DIRECTIONS FOR THIS TASK >>
Extract each line of the material that follows exactly and omit its pictures.

DATASET EXTRACT >>
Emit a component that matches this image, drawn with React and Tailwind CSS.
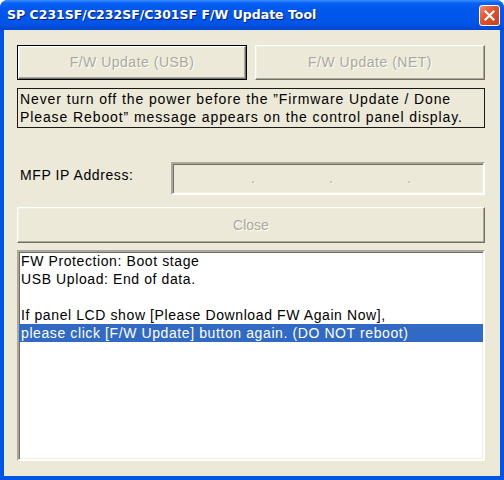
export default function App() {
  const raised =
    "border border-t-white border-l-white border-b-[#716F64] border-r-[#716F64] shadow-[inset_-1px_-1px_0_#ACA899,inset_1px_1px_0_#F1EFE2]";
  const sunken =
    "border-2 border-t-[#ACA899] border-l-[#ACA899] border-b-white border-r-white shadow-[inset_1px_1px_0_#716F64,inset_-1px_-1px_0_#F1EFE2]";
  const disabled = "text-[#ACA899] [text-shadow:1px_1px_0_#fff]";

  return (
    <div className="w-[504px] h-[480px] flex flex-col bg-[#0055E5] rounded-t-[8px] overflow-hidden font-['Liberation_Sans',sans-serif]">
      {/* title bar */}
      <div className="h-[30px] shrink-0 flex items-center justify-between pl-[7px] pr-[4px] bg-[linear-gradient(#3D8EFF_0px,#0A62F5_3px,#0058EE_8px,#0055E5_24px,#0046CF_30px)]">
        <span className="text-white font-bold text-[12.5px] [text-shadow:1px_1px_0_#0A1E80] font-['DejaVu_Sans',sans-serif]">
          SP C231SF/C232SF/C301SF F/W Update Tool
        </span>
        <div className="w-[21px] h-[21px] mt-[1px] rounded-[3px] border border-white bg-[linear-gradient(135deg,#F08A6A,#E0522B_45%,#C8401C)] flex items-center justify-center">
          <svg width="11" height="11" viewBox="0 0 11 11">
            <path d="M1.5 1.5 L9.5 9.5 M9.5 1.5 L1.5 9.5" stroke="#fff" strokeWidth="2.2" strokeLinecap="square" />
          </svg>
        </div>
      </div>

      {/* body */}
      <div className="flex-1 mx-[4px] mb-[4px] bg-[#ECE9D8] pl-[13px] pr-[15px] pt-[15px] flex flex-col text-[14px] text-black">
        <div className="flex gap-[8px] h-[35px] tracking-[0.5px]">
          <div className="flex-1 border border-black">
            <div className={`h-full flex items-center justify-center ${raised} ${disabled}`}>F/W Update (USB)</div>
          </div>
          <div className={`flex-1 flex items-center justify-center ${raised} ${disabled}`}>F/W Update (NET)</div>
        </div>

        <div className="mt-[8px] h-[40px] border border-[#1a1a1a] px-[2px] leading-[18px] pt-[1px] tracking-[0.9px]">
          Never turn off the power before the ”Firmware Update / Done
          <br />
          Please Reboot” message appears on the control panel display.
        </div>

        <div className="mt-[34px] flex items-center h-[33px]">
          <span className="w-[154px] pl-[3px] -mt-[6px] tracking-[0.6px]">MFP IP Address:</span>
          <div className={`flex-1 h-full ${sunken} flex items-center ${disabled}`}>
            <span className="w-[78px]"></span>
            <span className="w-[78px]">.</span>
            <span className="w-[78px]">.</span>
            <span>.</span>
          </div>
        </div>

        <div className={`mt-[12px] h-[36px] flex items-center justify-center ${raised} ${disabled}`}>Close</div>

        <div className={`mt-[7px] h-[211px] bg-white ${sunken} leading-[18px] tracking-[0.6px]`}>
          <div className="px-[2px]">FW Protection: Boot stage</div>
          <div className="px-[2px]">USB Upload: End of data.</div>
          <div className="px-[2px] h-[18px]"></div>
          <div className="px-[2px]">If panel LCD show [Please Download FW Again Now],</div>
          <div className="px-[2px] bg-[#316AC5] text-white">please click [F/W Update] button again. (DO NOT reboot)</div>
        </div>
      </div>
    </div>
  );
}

TASK RESPONSE >>
Emit a component that matches this image, drawn with React and Tailwind CSS.
export default function App() {
  const raised =
    "border border-t-white border-l-white border-b-[#716F64] border-r-[#716F64] shadow-[inset_-1px_-1px_0_#ACA899,inset_1px_1px_0_#F1EFE2]";
  const sunken =
    "border-2 border-t-[#ACA899] border-l-[#ACA899] border-b-white border-r-white shadow-[inset_1px_1px_0_#716F64,inset_-1px_-1px_0_#F1EFE2]";
  const disabled = "text-[#ACA899] [text-shadow:1px_1px_0_#fff]";

  return (
    <div className="w-[504px] h-[480px] flex flex-col bg-[#0055E5] rounded-t-[8px] overflow-hidden font-['Liberation_Sans',sans-serif]">
      {/* title bar */}
      <div className="h-[30px] shrink-0 flex items-center justify-between pl-[7px] pr-[4px] bg-[linear-gradient(#3D8EFF_0px,#0A62F5_3px,#0058EE_8px,#0055E5_24px,#0046CF_30px)]">
        <span className="text-white font-bold text-[12.5px] [text-shadow:1px_1px_0_#0A1E80] font-['DejaVu_Sans',sans-serif]">
          SP C231SF/C232SF/C301SF F/W Update Tool
        </span>
        <div className="w-[21px] h-[21px] mt-[1px] rounded-[3px] border border-white bg-[linear-gradient(135deg,#F08A6A,#E0522B_45%,#C8401C)] flex items-center justify-center">
          <svg width="11" height="11" viewBox="0 0 11 11">
            <path d="M1.5 1.5 L9.5 9.5 M9.5 1.5 L1.5 9.5" stroke="#fff" strokeWidth="2.2" strokeLinecap="square" />
          </svg>
        </div>
      </div>

      {/* body */}
      <div className="flex-1 mx-[4px] mb-[4px] bg-[#ECE9D8] pl-[13px] pr-[15px] pt-[15px] flex flex-col text-[14px] text-black">
        <div className="flex gap-[8px] h-[35px] tracking-[0.5px]">
          <div className="flex-1 border border-black">
            <div className={`h-full flex items-center justify-center ${raised} ${disabled}`}>F/W Update (USB)</div>
          </div>
          <div className={`flex-1 flex items-center justify-center ${raised} ${disabled}`}>F/W Update (NET)</div>
        </div>

        <div className="mt-[8px] h-[40px] border border-[#1a1a1a] px-[2px] leading-[18px] pt-[1px] tracking-[0.9px]">
          Never turn off the power before the ”Firmware Update / Done
          <br />
          Please Reboot” message appears on the control panel display.
        </div>

        <div className="mt-[34px] flex items-center h-[33px]">
          <span className="w-[154px] pl-[3px] -mt-[6px] tracking-[0.6px]">MFP IP Address:</span>
          <div className={`flex-1 h-full ${sunken} flex items-center ${disabled}`}>
            <span className="w-[78px]"></span>
            <span className="w-[78px]">.</span>
            <span className="w-[78px]">.</span>
            <span>.</span>
          </div>
        </div>

        <div className={`mt-[12px] h-[36px] flex items-center justify-center ${raised} ${disabled}`}>Close</div>

        <div className={`mt-[7px] h-[211px] bg-white ${sunken} leading-[18px] tracking-[0.6px]`}>
          <div className="px-[2px]">FW Protection: Boot stage</div>
          <div className="px-[2px]">USB Upload: End of data.</div>
          <div className="px-[2px] h-[18px]"></div>
          <div className="px-[2px]">If panel LCD show [Please Download FW Again Now],</div>
          <div className="px-[2px] bg-[#316AC5] text-white">please click [F/W Update] button again. (DO NOT reboot)</div>
        </div>
      </div>
    </div>
  );
}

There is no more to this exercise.